**Goal**.
Repeat every line exactly, keeping the pictures out of the copy.

**Material**.

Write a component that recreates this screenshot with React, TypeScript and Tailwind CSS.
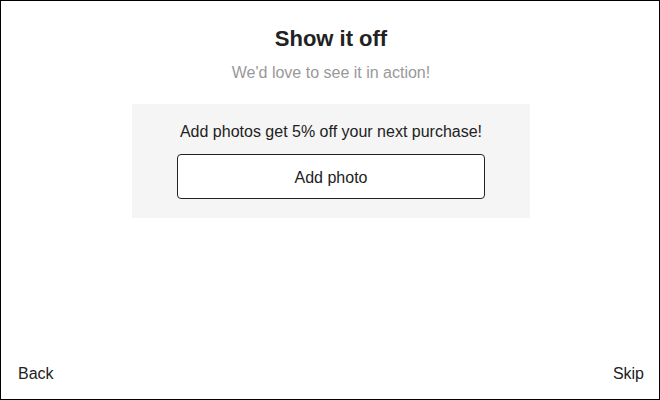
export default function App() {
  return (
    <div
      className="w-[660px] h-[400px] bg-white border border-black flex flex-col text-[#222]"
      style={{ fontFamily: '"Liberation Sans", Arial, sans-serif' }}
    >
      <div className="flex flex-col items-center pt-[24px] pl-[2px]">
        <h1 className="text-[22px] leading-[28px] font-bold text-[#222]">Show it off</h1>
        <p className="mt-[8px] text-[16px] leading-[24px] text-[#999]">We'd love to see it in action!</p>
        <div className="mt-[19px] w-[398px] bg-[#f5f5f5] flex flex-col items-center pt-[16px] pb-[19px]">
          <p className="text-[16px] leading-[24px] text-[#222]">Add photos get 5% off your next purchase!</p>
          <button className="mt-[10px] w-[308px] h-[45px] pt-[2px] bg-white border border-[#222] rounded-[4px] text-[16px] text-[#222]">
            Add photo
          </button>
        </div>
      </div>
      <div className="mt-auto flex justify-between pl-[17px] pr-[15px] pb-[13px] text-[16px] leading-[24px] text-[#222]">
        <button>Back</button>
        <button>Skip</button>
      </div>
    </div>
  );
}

**Response below**.
Write a component that recreates this screenshot with React, TypeScript and Tailwind CSS.
export default function App() {
  return (
    <div
      className="w-[660px] h-[400px] bg-white border border-black flex flex-col text-[#222]"
      style={{ fontFamily: '"Liberation Sans", Arial, sans-serif' }}
    >
      <div className="flex flex-col items-center pt-[24px] pl-[2px]">
        <h1 className="text-[22px] leading-[28px] font-bold text-[#222]">Show it off</h1>
        <p className="mt-[8px] text-[16px] leading-[24px] text-[#999]">We'd love to see it in action!</p>
        <div className="mt-[19px] w-[398px] bg-[#f5f5f5] flex flex-col items-center pt-[16px] pb-[19px]">
          <p className="text-[16px] leading-[24px] text-[#222]">Add photos get 5% off your next purchase!</p>
          <button className="mt-[10px] w-[308px] h-[45px] pt-[2px] bg-white border border-[#222] rounded-[4px] text-[16px] text-[#222]">
            Add photo
          </button>
        </div>
      </div>
      <div className="mt-auto flex justify-between pl-[17px] pr-[15px] pb-[13px] text-[16px] leading-[24px] text-[#222]">
        <button>Back</button>
        <button>Skip</button>
      </div>
    </div>
  );
}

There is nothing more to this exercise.